While assembling the gearbox, I found it difficult to direct the 3rd-4th gear selector fork in the right place. If you have the gearbox on your bench with the open end facing upwards, the locking plate on the output shaft falls down into 4th gear. So if you have neutral selected, you must wiggle the plate up on the shaft, while you can’t realy reach it, hold it there, align the tabs on the bush, in the selector fork, with the indents of the locking steel strip, hold the steel strip up, push the other end of the selector fork in the selector plate, and insert the screw. You need at least five hands for this, while there isn’t even room for two very slim hands.

Maybe it’s best to make a rig so you can put the box upside down with the open end facing forward to you, AND you can still insert the screw. Now you can put everything in position, and it won’t fall down immediately. Because I have slim long fingers, I opted for another aproach. With the open end facing upwards, I selected 4th gear. Then I bolted the steel strip loosely to the house with the 1th-2nd selector fork bolt. Then I could align the bush in the 3rd-4th selector fork with the indents in the steel strip and insert the screw, while holding the bush in place with a long screwdriver. Screw in for about one turn. Now I had to reach to both sides of the locking plate on the output shaft and wiggle it up a little bit, and screw the bolt fully home.

The other selector fork is easy, because you have full access. All this work assumes that you haven’t yet installed the kickstarter ratched mechanism on the input shaft, because it gets in the way.

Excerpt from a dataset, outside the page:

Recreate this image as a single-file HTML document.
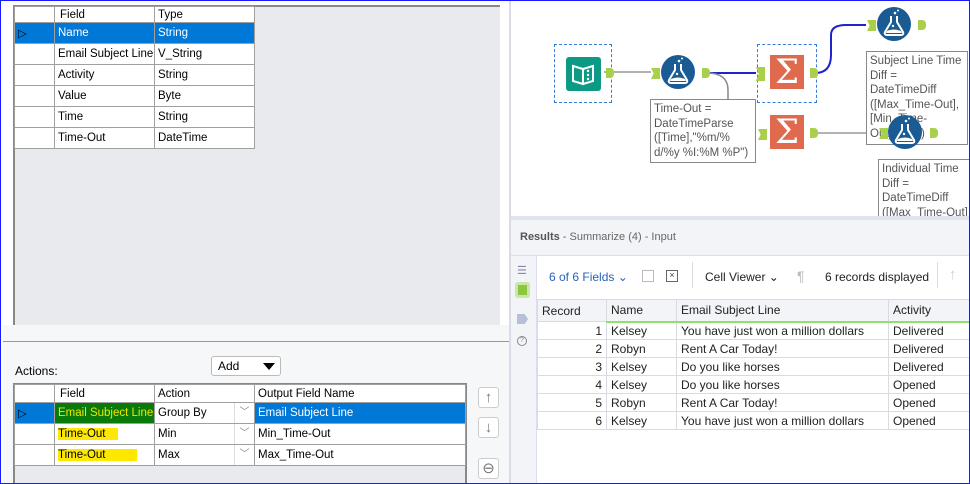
<!DOCTYPE html>
<html><head><style>
*{box-sizing:border-box;margin:0;padding:0}
body{width:970px;height:484px;overflow:hidden;background:#fff;font-family:"Liberation Sans",sans-serif;font-size:12px;color:#000;position:relative}
.abs{position:absolute}
table{border-collapse:collapse;position:absolute;font-size:11.5px}
td{border:1px solid #a0a0a0;padding:0 0 0 3px;white-space:nowrap;position:relative}
.sel td{background:#0078d7;color:#fff}
.g td{border-color:#d9dbe3;font-size:12px;color:#222;padding:0 4px}
.dd{position:absolute;right:0;top:0;width:20px;height:100%;border-left:1px solid #ddd;color:#888;text-align:center;font-size:10px;line-height:20px}
.box{position:absolute;border:1px solid #888;background:#fff;color:#555;font-size:12px;line-height:14.5px;padding:2px 3px}
.anc{position:absolute;width:8px;height:10px;background:#a8d04a;border-radius:0 4px 4px 0}
.anl{position:absolute;width:9px;height:11px;background:#a8d04a;clip-path:polygon(0 0,100% 0,100% 100%,0 100%,30% 50%)}
.flask{position:absolute;width:34px;height:34px}
.sum{position:absolute;width:34px;height:34px;background:#e06a4e;color:#fff;font-size:34px;line-height:34px;text-align:center;font-family:"DejaVu Serif",serif}
</style></head><body>
<svg width="0" height="0" style="position:absolute"><defs><symbol id="fl" viewBox="0 0 34 34"><circle cx="17" cy="17" r="17" fill="#1a5b94"/><path d="M14 9 V15 L8 25 Q7 28 10 28 H24 Q27 28 26 25 L20 15 V9" stroke="#fff" stroke-width="2" fill="none"/><path d="M10 24 Q17 21 24 24 L25 26 H9 Z" fill="#fff"/><circle cx="18" cy="6" r="1.3" fill="#fff"/><circle cx="21" cy="3.5" r="1" fill="#fff"/><circle cx="16" cy="19" r="1.2" fill="#fff"/></symbol></defs></svg>
<div class="abs" style="left:0;top:0;width:970px;height:484px;border:1px solid #1a1aff;z-index:50;pointer-events:none"></div>
<!-- left top -->
<div class="abs" style="left:13px;top:5px;width:487px;height:320px;background:#e9eaee;border-left:2px solid #888;border-top:2px solid #888"></div>
<table style="left:14px;top:6px;width:241px">
<tr style="height:16px;background:#fff"><td style="width:40px"></td><td style="width:100px;padding-left:5px">Field</td><td>Type</td></tr>
<tr class="sel" style="height:21px"><td style="color:#000">▷</td><td>Name</td><td>String</td></tr>
<tr style="height:21px;background:#fff"><td></td><td>Email Subject Line</td><td>V_String</td></tr>
<tr style="height:21px;background:#fff"><td></td><td>Activity</td><td>String</td></tr>
<tr style="height:21px;background:#fff"><td></td><td>Value</td><td>Byte</td></tr>
<tr style="height:21px;background:#fff"><td></td><td>Time</td><td>String</td></tr>
<tr style="height:21px;background:#fff"><td></td><td>Time-Out</td><td>DateTime</td></tr>
</table>
<div class="abs" style="left:3px;top:325px;width:507px;height:159px;background:#f6f7f9"></div>
<div class="abs" style="left:3px;top:341px;width:507px;height:1px;background:#999"></div>
<div class="abs" style="left:15px;top:364px;font-size:12px">Actions:</div>
<div class="abs" style="left:211px;top:356px;width:70px;height:20px;background:#fff;border:1px solid #bbb;border-radius:3px;padding:2px 6px;font-size:12px">Add<span style="position:absolute;right:5px;top:6px;border:6px solid transparent;border-top:7px solid #000;border-bottom:0"></span></div>
<div class="abs" style="left:13px;top:383px;width:454px;height:101px;background:#e9eaee;border:2px solid #888;border-bottom:none"></div>
<table style="left:14px;top:384px;width:452px">
<tr style="height:18px;background:#fff"><td style="width:40px"></td><td style="width:100px;padding-left:5px">Field</td><td style="width:100px">Action</td><td>Output Field Name</td></tr>
<tr style="height:21px"><td style="background:#0078d7">▷</td><td style="background:#0a7a0a;color:#e8e800">Email Subject Line</td><td style="background:#fff">Group By<span class="dd">﹀</span></td><td style="background:#0078d7;color:#fff">Email Subject Line</td></tr>
<tr style="height:21px;background:#fff"><td></td><td><span style="background:#ffe800">Time-Out&nbsp;&nbsp;&nbsp;&nbsp;</span></td><td>Min<span class="dd">﹀</span></td><td>Min_Time-Out</td></tr>
<tr style="height:21px;background:#fff"><td></td><td><span style="background:#ffe800">Time-Out&nbsp;&nbsp;&nbsp;&nbsp;&nbsp;&nbsp;&nbsp;&nbsp;&nbsp;&nbsp;</span></td><td>Max<span class="dd">﹀</span></td><td>Max_Time-Out</td></tr>
</table>
<div class="abs" style="left:478px;top:387px;width:21px;height:21px;border:1px solid #ccc;border-radius:3px;background:#fff;color:#777;text-align:center;font-size:15px;line-height:19px">↑</div>
<div class="abs" style="left:478px;top:417px;width:21px;height:21px;border:1px solid #ccc;border-radius:3px;background:#fff;color:#777;text-align:center;font-size:15px;line-height:19px">↓</div>
<div class="abs" style="left:478px;top:458px;width:21px;height:21px;border:1px solid #ccc;border-radius:3px;background:#fff;color:#777;text-align:center;font-size:15px;line-height:19px">⊖</div>
<!-- divider -->
<div class="abs" style="left:509px;top:0;width:2px;height:484px;background:#d9dce6"></div>
<!-- canvas -->
<div class="abs" style="left:511px;top:0;width:459px;height:216px;background:#fff;overflow:hidden">
<svg class="abs" style="left:0;top:0" width="459" height="216">
<path d="M93 72 H140" stroke="#999" stroke-width="1.5" fill="none"/>
<path d="M196 73 H245" stroke="#2222cc" stroke-width="2" fill="none"/>
<path d="M196 73 Q217 73 217 90 V128 Q217 135 230 135 H245" stroke="#888" stroke-width="1.5" fill="none"/>
<path d="M304 73 Q320 73 320 55 V35 Q320 25 335 25 H355" stroke="#2222cc" stroke-width="2" fill="none"/>
<path d="M304 133 H365" stroke="#999" stroke-width="1.5" fill="none"/>
</svg>
<div class="abs" style="left:43px;top:44px;width:58px;height:59px;border:1px dashed #3a7bd5"></div>
<div class="abs" style="left:55px;top:57px;width:35px;height:34px;background:#0d9a84;border-radius:3px"></div>
<svg class="abs" style="left:55px;top:57px" width="35" height="34"><path d="M7 9 L17 12 V27 L7 24 Z M17 12 L27 9 V24 L17 27" stroke="#fff" stroke-width="2" fill="none"/><circle cx="22" cy="14" r="1.2" fill="#fff"/><circle cx="22" cy="18" r="1.2" fill="#fff"/><circle cx="22" cy="22" r="1.2" fill="#fff"/></svg>
<div class="anc" style="left:95px;top:68px"></div>
<div class="anl" style="left:140px;top:68px"></div>
<svg class="flask" style="left:150px;top:55px"><use href="#fl"/></svg>
<div class="anc" style="left:191px;top:68px"></div>
<div class="abs" style="left:246px;top:44px;width:60px;height:59px;border:1px dashed #3a7bd5"></div>
<div class="anl" style="left:245px;top:67px;height:14px"></div>
<div class="sum" style="left:259px;top:55px">Σ</div>
<div class="anc" style="left:299px;top:68px"></div>
<div class="anl" style="left:247px;top:129px"></div>
<div class="sum" style="left:259px;top:115px">Σ</div>
<div class="anc" style="left:299px;top:128px"></div>
<div class="anl" style="left:356px;top:20px"></div>
<svg class="flask" style="left:366px;top:7px"><use href="#fl"/></svg>
<div class="anc" style="left:407px;top:20px"></div>
<div class="box" style="left:139px;top:99px;width:106px;height:64px;font-size:11.5px">Time-Out =<br>DateTimeParse<br>([Time],"%m/%<br>d/%y %I:%M %P")</div>
<div class="box" style="left:355px;top:51px;width:102px;height:94px;font-size:11.5px">Subject Line Time<br>Diff =<br>DateTimeDiff<br>([Max_Time-Out],<br>[Min_Time-<br>Out],"sec")</div>
<div class="anl" style="left:368px;top:128px"></div>
<svg class="flask" style="left:377px;top:115px"><use href="#fl"/></svg>
<div class="anc" style="left:419px;top:128px"></div>
<div class="box" style="left:367px;top:159px;width:100px;height:70px;font-size:11.5px">Individual Time<br>Diff =<br>DateTimeDiff<br>([Max_Time-Out],</div>
</div>
<div class="abs" style="left:511px;top:216px;width:459px;height:4px;background:#dfe3ee"></div>
<!-- results -->
<div class="abs" style="left:511px;top:220px;width:459px;height:36px;background:#f3f4f8;border-bottom:1px solid #dde;color:#666;padding:11px 9px;font-size:11px"><b style="color:#555">Results</b> - Summarize (4) - Input</div>
<div class="abs" style="left:511px;top:256px;width:26px;height:228px;background:#f3f4f8;border-right:1px solid #dde"></div>
<div class="abs" style="left:517px;top:264px;color:#88a;font-size:11px">☰</div>
<div class="abs" style="left:515px;top:282px;width:15px;height:16px;background:#c9e7a8;border-radius:3px"><div style="margin:3px;width:9px;height:10px;background:#8dc63f"></div></div>
<div class="abs" style="left:517px;top:314px;width:11px;height:10px;background:#b8c0d8;clip-path:polygon(0 0,70% 0,100% 50%,70% 100%,0 100%)"></div>
<div class="abs" style="left:517px;top:336px;width:10px;height:10px;border:1px solid #889;border-radius:50%;font-size:7px;text-align:center;line-height:8px;color:#889">?</div>
<div class="abs" style="left:549px;top:270px;color:#2a62b8;font-size:12px">6 of 6 Fields ⌄</div>
<div class="abs" style="left:642px;top:270px;width:12px;height:12px;border:1px solid #bbb"></div>
<div class="abs" style="left:666px;top:270px;width:12px;height:12px;border:1.5px solid #666;font-size:9px;line-height:9px;text-align:center;color:#444">×</div>
<div class="abs" style="left:692px;top:262px;width:1px;height:26px;background:#ddd"></div>
<div class="abs" style="left:705px;top:270px;font-size:12px;color:#222">Cell Viewer ⌄</div>
<div class="abs" style="left:797px;top:268px;font-size:14px;color:#bbb">¶</div>
<div class="abs" style="left:825px;top:270px;font-size:12px;color:#222">6 records displayed</div>
<div class="abs" style="left:937px;top:262px;width:1px;height:26px;background:#ddd"></div>
<div class="abs" style="left:949px;top:266px;font-size:15px;color:#ccc">↑</div>
<table class="g" style="left:537px;top:299px;width:440px">
<tr style="height:22px;background:#f3f4f8"><td style="width:69px">Record</td><td style="width:70px;border-bottom:2px solid #90e070">Name</td><td style="width:212px;border-bottom:2px solid #90e070">Email Subject Line</td><td style="border-bottom:2px solid #90e070">Activity</td></tr>
<tr style="height:18px"><td style="text-align:right">1</td><td>Kelsey</td><td>You have just won a million dollars</td><td>Delivered</td></tr>
<tr style="height:18px"><td style="text-align:right">2</td><td>Robyn</td><td>Rent A Car Today!</td><td>Delivered</td></tr>
<tr style="height:18px"><td style="text-align:right">3</td><td>Kelsey</td><td>Do you like horses</td><td>Delivered</td></tr>
<tr style="height:18px"><td style="text-align:right">4</td><td>Kelsey</td><td>Do you like horses</td><td>Opened</td></tr>
<tr style="height:18px"><td style="text-align:right">5</td><td>Robyn</td><td>Rent A Car Today!</td><td>Opened</td></tr>
<tr style="height:18px"><td style="text-align:right">6</td><td>Kelsey</td><td>You have just won a million dollars</td><td>Opened</td></tr>
</table>
</body></html>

If the bolts and nuts are clean, it should be possible to turn them fully home with your fingers. If it doesn’t go, the locking plate is binding on the outputshaft in the wrong place. Unscrew the bolt, and wiggle the plate until correct and try again.

I hope my meanderings are understandable. It will be very vague when you just read it, but with the subject opened and in front of you, everything should be obvious. If not, ask more!